- Exercise objective: Produce an exact copy of all the data below, dropping every image.

- Recorded data:
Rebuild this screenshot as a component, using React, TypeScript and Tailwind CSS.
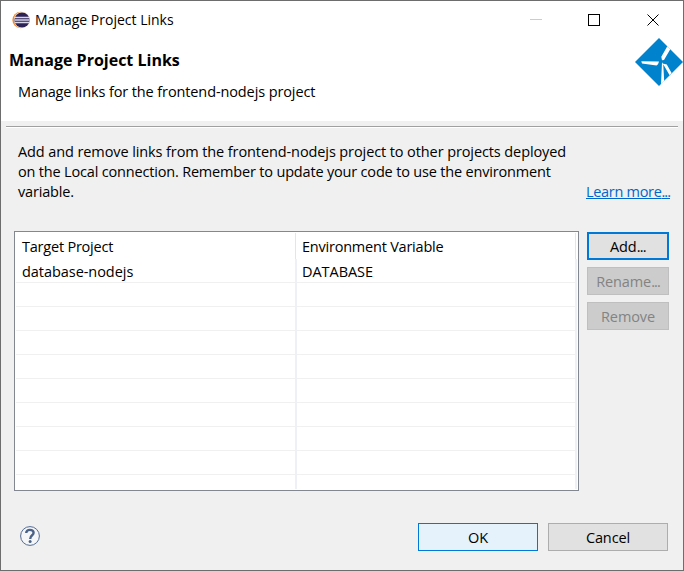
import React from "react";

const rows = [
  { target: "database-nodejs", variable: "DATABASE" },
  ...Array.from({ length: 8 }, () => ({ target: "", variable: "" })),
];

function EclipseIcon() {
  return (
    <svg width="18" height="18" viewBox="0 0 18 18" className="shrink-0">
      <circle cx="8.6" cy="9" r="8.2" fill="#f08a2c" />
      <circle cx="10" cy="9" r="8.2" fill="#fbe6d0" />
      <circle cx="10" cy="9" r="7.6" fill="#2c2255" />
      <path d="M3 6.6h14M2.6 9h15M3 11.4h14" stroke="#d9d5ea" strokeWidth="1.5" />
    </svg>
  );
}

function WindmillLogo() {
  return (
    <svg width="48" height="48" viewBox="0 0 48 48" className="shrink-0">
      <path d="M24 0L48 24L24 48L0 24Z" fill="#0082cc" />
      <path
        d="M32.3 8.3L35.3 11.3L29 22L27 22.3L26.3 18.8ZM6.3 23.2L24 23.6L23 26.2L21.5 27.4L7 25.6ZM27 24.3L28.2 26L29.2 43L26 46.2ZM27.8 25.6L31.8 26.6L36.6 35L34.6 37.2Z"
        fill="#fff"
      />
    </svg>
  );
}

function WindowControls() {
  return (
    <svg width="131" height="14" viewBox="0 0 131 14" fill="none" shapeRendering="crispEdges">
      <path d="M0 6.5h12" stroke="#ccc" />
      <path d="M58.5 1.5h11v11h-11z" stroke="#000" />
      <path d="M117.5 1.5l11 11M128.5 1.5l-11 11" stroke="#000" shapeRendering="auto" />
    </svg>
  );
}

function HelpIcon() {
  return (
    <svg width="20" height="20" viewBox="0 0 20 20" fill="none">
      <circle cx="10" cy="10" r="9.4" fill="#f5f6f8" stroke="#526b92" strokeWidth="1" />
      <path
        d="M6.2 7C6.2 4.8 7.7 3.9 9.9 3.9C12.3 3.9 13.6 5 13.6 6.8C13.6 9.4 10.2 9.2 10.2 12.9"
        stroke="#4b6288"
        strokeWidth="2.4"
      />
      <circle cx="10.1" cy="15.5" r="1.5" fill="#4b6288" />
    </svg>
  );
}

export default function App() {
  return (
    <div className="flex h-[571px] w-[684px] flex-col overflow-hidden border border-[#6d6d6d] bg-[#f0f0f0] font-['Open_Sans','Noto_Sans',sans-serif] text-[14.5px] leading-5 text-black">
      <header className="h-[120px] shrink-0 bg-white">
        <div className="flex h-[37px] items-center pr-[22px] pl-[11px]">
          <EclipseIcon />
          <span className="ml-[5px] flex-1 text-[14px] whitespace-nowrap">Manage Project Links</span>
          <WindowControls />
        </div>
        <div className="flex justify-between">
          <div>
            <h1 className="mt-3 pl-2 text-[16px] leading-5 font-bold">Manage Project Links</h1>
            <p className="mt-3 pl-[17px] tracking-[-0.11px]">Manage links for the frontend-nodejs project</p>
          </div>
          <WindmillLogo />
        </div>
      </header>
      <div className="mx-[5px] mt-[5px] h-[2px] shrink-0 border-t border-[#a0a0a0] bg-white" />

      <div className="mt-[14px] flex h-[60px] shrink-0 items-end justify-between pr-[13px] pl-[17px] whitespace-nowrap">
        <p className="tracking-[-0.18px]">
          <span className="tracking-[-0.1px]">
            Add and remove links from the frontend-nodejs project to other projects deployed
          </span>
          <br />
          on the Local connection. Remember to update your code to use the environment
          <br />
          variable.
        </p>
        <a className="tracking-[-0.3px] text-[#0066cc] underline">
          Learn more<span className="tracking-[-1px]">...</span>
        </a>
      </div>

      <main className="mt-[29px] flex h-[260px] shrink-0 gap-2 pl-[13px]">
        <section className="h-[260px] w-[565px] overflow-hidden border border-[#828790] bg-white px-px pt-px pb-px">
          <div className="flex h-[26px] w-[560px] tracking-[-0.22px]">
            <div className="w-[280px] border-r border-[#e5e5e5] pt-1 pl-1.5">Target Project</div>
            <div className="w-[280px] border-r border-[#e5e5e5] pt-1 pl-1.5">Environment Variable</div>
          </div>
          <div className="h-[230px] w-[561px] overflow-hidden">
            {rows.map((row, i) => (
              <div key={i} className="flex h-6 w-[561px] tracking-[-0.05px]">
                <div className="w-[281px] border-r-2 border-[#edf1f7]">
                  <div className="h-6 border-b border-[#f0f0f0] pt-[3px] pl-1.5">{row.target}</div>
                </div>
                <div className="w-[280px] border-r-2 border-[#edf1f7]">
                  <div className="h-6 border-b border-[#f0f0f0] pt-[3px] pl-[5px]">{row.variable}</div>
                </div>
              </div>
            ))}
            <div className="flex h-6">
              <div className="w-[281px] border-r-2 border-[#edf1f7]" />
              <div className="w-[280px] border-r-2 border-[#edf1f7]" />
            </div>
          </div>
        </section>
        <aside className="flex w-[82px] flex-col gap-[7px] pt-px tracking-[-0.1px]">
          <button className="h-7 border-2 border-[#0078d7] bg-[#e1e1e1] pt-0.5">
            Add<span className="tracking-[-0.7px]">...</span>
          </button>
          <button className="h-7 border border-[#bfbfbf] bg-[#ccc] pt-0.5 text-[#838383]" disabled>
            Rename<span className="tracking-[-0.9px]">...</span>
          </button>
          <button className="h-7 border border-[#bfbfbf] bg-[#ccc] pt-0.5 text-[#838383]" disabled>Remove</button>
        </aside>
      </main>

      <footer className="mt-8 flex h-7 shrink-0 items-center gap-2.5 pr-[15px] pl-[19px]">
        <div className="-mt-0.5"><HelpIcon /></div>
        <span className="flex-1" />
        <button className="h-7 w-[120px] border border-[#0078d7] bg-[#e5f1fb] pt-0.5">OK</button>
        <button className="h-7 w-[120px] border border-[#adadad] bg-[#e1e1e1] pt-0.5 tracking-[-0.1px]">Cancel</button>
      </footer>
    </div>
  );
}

- Result for this task:
Rebuild this screenshot as a component, using React, TypeScript and Tailwind CSS.
import React from "react";

const rows = [
  { target: "database-nodejs", variable: "DATABASE" },
  ...Array.from({ length: 8 }, () => ({ target: "", variable: "" })),
];

function EclipseIcon() {
  return (
    <svg width="18" height="18" viewBox="0 0 18 18" className="shrink-0">
      <circle cx="8.6" cy="9" r="8.2" fill="#f08a2c" />
      <circle cx="10" cy="9" r="8.2" fill="#fbe6d0" />
      <circle cx="10" cy="9" r="7.6" fill="#2c2255" />
      <path d="M3 6.6h14M2.6 9h15M3 11.4h14" stroke="#d9d5ea" strokeWidth="1.5" />
    </svg>
  );
}

function WindmillLogo() {
  return (
    <svg width="48" height="48" viewBox="0 0 48 48" className="shrink-0">
      <path d="M24 0L48 24L24 48L0 24Z" fill="#0082cc" />
      <path
        d="M32.3 8.3L35.3 11.3L29 22L27 22.3L26.3 18.8ZM6.3 23.2L24 23.6L23 26.2L21.5 27.4L7 25.6ZM27 24.3L28.2 26L29.2 43L26 46.2ZM27.8 25.6L31.8 26.6L36.6 35L34.6 37.2Z"
        fill="#fff"
      />
    </svg>
  );
}

function WindowControls() {
  return (
    <svg width="131" height="14" viewBox="0 0 131 14" fill="none" shapeRendering="crispEdges">
      <path d="M0 6.5h12" stroke="#ccc" />
      <path d="M58.5 1.5h11v11h-11z" stroke="#000" />
      <path d="M117.5 1.5l11 11M128.5 1.5l-11 11" stroke="#000" shapeRendering="auto" />
    </svg>
  );
}

function HelpIcon() {
  return (
    <svg width="20" height="20" viewBox="0 0 20 20" fill="none">
      <circle cx="10" cy="10" r="9.4" fill="#f5f6f8" stroke="#526b92" strokeWidth="1" />
      <path
        d="M6.2 7C6.2 4.8 7.7 3.9 9.9 3.9C12.3 3.9 13.6 5 13.6 6.8C13.6 9.4 10.2 9.2 10.2 12.9"
        stroke="#4b6288"
        strokeWidth="2.4"
      />
      <circle cx="10.1" cy="15.5" r="1.5" fill="#4b6288" />
    </svg>
  );
}

export default function App() {
  return (
    <div className="flex h-[571px] w-[684px] flex-col overflow-hidden border border-[#6d6d6d] bg-[#f0f0f0] font-['Open_Sans','Noto_Sans',sans-serif] text-[14.5px] leading-5 text-black">
      <header className="h-[120px] shrink-0 bg-white">
        <div className="flex h-[37px] items-center pr-[22px] pl-[11px]">
          <EclipseIcon />
          <span className="ml-[5px] flex-1 text-[14px] whitespace-nowrap">Manage Project Links</span>
          <WindowControls />
        </div>
        <div className="flex justify-between">
          <div>
            <h1 className="mt-3 pl-2 text-[16px] leading-5 font-bold">Manage Project Links</h1>
            <p className="mt-3 pl-[17px] tracking-[-0.11px]">Manage links for the frontend-nodejs project</p>
          </div>
          <WindmillLogo />
        </div>
      </header>
      <div className="mx-[5px] mt-[5px] h-[2px] shrink-0 border-t border-[#a0a0a0] bg-white" />

      <div className="mt-[14px] flex h-[60px] shrink-0 items-end justify-between pr-[13px] pl-[17px] whitespace-nowrap">
        <p className="tracking-[-0.18px]">
          <span className="tracking-[-0.1px]">
            Add and remove links from the frontend-nodejs project to other projects deployed
          </span>
          <br />
          on the Local connection. Remember to update your code to use the environment
          <br />
          variable.
        </p>
        <a className="tracking-[-0.3px] text-[#0066cc] underline">
          Learn more<span className="tracking-[-1px]">...</span>
        </a>
      </div>

      <main className="mt-[29px] flex h-[260px] shrink-0 gap-2 pl-[13px]">
        <section className="h-[260px] w-[565px] overflow-hidden border border-[#828790] bg-white px-px pt-px pb-px">
          <div className="flex h-[26px] w-[560px] tracking-[-0.22px]">
            <div className="w-[280px] border-r border-[#e5e5e5] pt-1 pl-1.5">Target Project</div>
            <div className="w-[280px] border-r border-[#e5e5e5] pt-1 pl-1.5">Environment Variable</div>
          </div>
          <div className="h-[230px] w-[561px] overflow-hidden">
            {rows.map((row, i) => (
              <div key={i} className="flex h-6 w-[561px] tracking-[-0.05px]">
                <div className="w-[281px] border-r-2 border-[#edf1f7]">
                  <div className="h-6 border-b border-[#f0f0f0] pt-[3px] pl-1.5">{row.target}</div>
                </div>
                <div className="w-[280px] border-r-2 border-[#edf1f7]">
                  <div className="h-6 border-b border-[#f0f0f0] pt-[3px] pl-[5px]">{row.variable}</div>
                </div>
              </div>
            ))}
            <div className="flex h-6">
              <div className="w-[281px] border-r-2 border-[#edf1f7]" />
              <div className="w-[280px] border-r-2 border-[#edf1f7]" />
            </div>
          </div>
        </section>
        <aside className="flex w-[82px] flex-col gap-[7px] pt-px tracking-[-0.1px]">
          <button className="h-7 border-2 border-[#0078d7] bg-[#e1e1e1] pt-0.5">
            Add<span className="tracking-[-0.7px]">...</span>
          </button>
          <button className="h-7 border border-[#bfbfbf] bg-[#ccc] pt-0.5 text-[#838383]" disabled>
            Rename<span className="tracking-[-0.9px]">...</span>
          </button>
          <button className="h-7 border border-[#bfbfbf] bg-[#ccc] pt-0.5 text-[#838383]" disabled>Remove</button>
        </aside>
      </main>

      <footer className="mt-8 flex h-7 shrink-0 items-center gap-2.5 pr-[15px] pl-[19px]">
        <div className="-mt-0.5"><HelpIcon /></div>
        <span className="flex-1" />
        <button className="h-7 w-[120px] border border-[#0078d7] bg-[#e5f1fb] pt-0.5">OK</button>
        <button className="h-7 w-[120px] border border-[#adadad] bg-[#e1e1e1] pt-0.5 tracking-[-0.1px]">Cancel</button>
      </footer>
    </div>
  );
}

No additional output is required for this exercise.